EPISODE masa menunggu pengumuman resmi KPU selama lebih dari satu bulan pasca pemungutan suara 17 April memicu ketegangan sosial yang tinggi di tengah-tengah masyarakat.
Sebabnya karena masing-masing pihak melakukan klaim kemenangan dipicu sebelumnya oleh hasil quickcount yang diragukan independensinya oleh publik.
Sebab selama ini lembaga survei tersebut menjadi konsultan partai politik yang ikut kontestasi dalam pemilu, bahkan kemungkinan besar juga konsultan pasangan capres-cawapres.
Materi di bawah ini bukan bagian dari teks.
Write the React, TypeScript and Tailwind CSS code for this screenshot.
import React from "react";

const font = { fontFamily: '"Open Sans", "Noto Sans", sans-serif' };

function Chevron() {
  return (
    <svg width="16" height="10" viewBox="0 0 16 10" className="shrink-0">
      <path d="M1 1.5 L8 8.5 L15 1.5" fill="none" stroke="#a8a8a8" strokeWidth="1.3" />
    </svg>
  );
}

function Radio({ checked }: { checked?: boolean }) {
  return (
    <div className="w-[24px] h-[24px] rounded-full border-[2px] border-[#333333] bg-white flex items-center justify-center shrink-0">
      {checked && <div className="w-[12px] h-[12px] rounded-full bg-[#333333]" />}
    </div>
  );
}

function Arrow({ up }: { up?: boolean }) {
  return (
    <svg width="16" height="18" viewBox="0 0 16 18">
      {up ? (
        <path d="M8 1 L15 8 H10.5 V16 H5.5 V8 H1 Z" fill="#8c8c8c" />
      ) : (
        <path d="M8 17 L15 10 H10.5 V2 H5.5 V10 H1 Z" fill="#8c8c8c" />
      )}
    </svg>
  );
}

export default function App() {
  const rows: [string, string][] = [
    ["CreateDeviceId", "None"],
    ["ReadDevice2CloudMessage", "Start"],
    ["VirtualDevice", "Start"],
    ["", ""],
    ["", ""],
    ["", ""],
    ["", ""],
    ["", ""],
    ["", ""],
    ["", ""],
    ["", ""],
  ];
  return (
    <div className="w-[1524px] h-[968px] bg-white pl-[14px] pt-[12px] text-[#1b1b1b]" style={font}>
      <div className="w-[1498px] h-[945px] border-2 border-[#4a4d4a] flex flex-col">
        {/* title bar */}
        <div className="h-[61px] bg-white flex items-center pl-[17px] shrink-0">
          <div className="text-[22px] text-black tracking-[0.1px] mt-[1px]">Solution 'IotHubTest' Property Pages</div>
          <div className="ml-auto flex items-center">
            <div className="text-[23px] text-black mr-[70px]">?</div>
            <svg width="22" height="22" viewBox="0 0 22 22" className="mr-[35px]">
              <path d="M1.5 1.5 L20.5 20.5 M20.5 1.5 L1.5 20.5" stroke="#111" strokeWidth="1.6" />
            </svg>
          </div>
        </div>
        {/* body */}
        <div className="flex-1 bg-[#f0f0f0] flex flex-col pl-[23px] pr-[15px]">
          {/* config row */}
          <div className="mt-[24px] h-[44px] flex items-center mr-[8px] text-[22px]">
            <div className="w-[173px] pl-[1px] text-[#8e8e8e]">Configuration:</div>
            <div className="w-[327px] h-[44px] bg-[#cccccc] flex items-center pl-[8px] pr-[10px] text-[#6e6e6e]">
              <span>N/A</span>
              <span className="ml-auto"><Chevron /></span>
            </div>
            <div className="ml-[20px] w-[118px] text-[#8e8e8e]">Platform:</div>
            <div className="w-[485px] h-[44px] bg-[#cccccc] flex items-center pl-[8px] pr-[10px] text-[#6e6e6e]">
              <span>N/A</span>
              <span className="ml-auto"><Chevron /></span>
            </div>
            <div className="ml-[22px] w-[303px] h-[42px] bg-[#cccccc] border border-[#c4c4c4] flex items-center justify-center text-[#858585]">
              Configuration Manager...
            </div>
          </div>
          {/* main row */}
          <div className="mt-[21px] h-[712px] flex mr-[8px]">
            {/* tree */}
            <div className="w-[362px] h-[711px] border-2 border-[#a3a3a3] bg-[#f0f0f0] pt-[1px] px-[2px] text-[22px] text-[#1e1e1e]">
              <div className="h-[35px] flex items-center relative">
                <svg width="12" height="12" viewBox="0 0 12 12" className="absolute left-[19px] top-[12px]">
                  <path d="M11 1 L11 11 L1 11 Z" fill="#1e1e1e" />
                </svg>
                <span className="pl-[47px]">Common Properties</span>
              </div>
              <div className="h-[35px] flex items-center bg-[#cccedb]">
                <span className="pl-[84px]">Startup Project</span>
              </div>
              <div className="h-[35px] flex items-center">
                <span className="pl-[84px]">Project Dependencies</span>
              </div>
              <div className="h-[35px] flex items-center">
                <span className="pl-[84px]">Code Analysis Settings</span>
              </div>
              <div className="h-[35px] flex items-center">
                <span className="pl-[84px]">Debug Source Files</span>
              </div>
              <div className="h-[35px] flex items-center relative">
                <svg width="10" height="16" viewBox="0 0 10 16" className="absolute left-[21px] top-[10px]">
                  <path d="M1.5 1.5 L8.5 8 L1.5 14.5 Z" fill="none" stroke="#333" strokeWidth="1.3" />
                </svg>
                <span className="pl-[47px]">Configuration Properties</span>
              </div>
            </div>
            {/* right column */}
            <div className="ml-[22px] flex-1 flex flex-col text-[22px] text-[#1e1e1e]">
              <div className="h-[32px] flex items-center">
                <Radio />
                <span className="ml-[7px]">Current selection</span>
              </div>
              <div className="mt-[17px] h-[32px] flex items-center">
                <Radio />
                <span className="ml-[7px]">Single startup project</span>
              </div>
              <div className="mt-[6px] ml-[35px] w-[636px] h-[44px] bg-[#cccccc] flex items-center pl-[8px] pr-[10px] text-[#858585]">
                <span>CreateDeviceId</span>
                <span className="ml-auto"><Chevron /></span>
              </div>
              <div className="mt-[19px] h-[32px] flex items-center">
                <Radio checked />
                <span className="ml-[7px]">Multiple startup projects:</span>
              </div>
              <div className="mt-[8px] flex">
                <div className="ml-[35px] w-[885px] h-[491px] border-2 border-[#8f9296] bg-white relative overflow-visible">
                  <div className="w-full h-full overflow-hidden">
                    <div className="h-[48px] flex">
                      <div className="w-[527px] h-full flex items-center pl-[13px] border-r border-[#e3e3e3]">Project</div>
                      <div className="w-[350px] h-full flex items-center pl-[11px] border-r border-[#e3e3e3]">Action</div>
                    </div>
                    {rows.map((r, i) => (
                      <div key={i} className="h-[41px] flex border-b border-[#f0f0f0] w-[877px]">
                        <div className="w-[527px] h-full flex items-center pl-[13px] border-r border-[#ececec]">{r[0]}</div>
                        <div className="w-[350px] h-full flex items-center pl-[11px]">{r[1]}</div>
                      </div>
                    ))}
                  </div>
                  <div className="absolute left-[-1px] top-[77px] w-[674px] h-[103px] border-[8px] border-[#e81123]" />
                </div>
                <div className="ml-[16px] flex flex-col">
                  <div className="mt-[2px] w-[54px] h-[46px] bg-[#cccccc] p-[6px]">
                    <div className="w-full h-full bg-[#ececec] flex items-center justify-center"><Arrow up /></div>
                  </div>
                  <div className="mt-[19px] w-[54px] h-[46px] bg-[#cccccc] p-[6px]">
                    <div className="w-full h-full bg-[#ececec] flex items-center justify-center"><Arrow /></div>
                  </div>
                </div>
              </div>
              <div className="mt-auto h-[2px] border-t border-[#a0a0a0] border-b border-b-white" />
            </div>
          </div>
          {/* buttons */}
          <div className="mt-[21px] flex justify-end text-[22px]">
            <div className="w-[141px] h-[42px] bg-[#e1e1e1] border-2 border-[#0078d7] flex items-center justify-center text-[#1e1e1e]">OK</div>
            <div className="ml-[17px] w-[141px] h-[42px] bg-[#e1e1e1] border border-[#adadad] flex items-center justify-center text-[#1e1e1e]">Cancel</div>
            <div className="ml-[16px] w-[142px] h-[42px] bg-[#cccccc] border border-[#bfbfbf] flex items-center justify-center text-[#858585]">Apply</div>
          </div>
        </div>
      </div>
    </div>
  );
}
Ketegangan sosial politik di episode masa menunggu ini semakin meluas karena mudahnya penyebaran informasi di era masyarakat digital saat ini melalui media sosial yang tersedia.
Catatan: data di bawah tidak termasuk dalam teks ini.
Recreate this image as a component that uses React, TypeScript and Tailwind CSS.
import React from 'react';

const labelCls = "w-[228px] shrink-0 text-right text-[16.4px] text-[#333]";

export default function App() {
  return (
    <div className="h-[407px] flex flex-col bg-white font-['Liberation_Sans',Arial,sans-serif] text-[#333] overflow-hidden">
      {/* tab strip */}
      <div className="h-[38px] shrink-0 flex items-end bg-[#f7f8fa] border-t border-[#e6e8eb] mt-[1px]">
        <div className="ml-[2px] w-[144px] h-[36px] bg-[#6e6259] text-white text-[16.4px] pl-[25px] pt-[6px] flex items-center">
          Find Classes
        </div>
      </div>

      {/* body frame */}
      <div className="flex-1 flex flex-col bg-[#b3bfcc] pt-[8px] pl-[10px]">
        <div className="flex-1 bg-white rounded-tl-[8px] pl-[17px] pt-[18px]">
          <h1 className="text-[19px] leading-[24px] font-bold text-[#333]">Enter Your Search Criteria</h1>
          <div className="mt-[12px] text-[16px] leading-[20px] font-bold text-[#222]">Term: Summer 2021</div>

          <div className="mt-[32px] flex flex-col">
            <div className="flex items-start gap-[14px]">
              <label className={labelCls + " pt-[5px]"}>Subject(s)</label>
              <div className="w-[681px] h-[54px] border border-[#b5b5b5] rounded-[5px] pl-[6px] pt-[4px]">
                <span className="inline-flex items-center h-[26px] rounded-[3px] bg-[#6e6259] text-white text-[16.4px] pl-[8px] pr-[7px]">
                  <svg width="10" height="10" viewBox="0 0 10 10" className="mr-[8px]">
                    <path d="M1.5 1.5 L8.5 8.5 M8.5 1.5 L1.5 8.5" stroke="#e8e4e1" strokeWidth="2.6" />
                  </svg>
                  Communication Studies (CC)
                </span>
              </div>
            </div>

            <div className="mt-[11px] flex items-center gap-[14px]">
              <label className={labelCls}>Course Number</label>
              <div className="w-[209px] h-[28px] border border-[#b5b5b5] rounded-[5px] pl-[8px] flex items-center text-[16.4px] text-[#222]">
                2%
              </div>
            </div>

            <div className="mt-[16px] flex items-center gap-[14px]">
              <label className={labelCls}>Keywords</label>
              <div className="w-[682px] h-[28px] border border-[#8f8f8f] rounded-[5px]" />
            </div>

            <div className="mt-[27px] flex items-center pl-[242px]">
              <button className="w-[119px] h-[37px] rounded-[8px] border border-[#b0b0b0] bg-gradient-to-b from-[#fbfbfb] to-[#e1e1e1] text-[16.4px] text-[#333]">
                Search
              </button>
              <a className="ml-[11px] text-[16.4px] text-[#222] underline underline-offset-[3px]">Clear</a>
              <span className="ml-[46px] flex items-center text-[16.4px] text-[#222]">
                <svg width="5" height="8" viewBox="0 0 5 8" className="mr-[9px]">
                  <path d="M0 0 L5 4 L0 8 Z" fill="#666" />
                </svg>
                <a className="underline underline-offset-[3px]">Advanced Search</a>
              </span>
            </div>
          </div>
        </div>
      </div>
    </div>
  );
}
Di saat yang sama elit pilitik dari kedua kubu terus bersiteru diksi di area media massa dan siteru diksi kemudian diikuti oleh para pengikut militannya masing-masing di media sosial. Situasi kemudian seperti api dalam sekam.
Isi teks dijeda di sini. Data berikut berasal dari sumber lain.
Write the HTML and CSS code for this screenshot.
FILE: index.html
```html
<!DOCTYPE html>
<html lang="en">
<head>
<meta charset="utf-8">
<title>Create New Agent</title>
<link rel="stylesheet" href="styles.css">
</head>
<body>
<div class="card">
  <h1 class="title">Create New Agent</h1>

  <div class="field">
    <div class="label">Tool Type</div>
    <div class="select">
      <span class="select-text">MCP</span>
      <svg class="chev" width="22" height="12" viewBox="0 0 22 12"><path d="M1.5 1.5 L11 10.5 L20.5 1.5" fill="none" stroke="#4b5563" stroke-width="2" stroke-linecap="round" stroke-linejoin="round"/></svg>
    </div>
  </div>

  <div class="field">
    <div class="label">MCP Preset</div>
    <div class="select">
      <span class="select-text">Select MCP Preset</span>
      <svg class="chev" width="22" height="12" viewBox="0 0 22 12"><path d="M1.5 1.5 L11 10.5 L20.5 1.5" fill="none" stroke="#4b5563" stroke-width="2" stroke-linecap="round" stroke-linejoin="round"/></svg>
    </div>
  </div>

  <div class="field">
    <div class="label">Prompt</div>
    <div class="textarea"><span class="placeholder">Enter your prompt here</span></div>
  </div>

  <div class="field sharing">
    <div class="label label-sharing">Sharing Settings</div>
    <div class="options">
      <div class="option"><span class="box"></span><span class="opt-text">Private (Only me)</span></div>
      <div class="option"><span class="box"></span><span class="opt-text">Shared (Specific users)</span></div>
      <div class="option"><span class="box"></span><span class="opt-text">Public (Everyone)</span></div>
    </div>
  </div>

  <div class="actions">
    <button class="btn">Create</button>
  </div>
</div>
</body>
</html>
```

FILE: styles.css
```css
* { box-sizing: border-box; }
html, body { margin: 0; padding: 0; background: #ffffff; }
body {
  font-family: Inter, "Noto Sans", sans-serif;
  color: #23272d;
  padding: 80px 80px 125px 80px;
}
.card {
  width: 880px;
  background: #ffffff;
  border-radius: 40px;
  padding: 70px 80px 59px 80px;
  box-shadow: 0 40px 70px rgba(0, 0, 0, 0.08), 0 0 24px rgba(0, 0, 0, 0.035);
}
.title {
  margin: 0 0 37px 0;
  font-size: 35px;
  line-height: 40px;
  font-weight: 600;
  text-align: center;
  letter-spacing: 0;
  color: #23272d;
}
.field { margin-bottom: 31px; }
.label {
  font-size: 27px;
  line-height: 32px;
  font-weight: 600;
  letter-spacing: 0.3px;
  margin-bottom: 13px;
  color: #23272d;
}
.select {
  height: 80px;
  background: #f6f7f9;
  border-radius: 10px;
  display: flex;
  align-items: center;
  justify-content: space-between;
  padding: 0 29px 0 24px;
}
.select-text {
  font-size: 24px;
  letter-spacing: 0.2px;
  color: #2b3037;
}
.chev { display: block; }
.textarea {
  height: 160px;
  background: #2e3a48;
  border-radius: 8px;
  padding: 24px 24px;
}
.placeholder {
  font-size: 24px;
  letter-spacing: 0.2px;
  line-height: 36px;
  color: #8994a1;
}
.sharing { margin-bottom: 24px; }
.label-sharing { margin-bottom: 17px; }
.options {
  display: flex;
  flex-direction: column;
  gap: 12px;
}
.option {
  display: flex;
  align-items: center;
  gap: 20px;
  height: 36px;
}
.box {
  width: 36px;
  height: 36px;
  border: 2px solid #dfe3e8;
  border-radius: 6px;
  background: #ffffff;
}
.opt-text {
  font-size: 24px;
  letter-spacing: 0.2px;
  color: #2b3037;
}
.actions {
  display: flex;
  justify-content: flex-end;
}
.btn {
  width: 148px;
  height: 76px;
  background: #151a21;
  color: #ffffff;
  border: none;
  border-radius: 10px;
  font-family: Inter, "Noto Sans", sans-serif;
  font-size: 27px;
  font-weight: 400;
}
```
Belakangan muncul desakan untuk rekonsiliasi dari berbagai ormas besar termasuk disampaikan oleh Wapres Jusuf Kalla. Desakan ini tentu sangat baik ditengah ketegangan dalam sekam yang meninggi untuk diredam.
Problemnya desakan rekonsiliasi datang dari satu pihak ormas maupun tokoh-tokoh yang justru terlibat dalam ketegangan. Logikanya rekonsiliasi tidak mungkin terjadi jika datang dari satu pihak, rekonsiliasi harus datang dari kedua belah pihak.
Sebab secara etimologis rekonsiliasi didefinisikan sebagai perbuatan memulihkan hubungan persahabatan pada keadaan semula atau perbuatan menyelesaikan perbedaan. Ini artinya harus muncul dari kedua belah pihak. Jika ini terjadi sangat mungkin rekonsiliasi dilakukan.
Tetapi jika belum berasal dari keduabelah pihak, rekonsiliasi hanya mungkin terjadi jika dimotori oleh pihak ketiga. Problemnya para tokoh yang dulu tidak ikut-ikutan politik praktis, pada pemilu 2019 ini semuanya terjebak politik praktis memberikan dukungan, bahkan ditarik-tarik oleh kontestan untuk memberikan dukungan.
Pada titik ini betapa pentingnya ada tokoh bangsa yang tidak ikut politik praktis dukung mendukung pada kontestasi politik.
Solusinya syarat rekonsiliasi mesti terpenuhi dulu. Setidaknya ada empat syarat rekonsiliasi politik 2019 ini.
Pertama, rekonsiliasi dilakukan atas dasar kesadaran keduabelah pihak untuk mengutamakan kepentingan nasional. Bukan kepentingan sepihak.
Kedua, jika tidak datang dari kedua belah pihak maka hanya bisa dilakukan oleh mediator yaitu tokoh bangsa yang tidak terjebak dukung-mendukung. Problemnya pihak ketiga sudah terjebak politik praktis dukung mendukung pada pilpres 2019 ini.
Ketiga, jika tokoh bangsa tidak ada, maka universitas bisa menjadi alternatif untuk memediasi rekonsiliasi politik. Karena independensinya yang terjaga, universitas yang kredibel mungkin bisa dipercaya untuk mengadakan rekonsiliasi.
Keempat, isi rekonsiliasi selain mengutamakan kepentingan nasional juga harus mewakili kepentingan paling konkret yang menjadi pokok soal dari kedua belah pihak.
Isi rekonsiliasi juga perlu melakukan evaluasi nendasar dari praktik sistem politik yang saat ini dipraktekan yang menjadi penyebab utama dari seluruh hiruk pikuk ketegangan saat ini.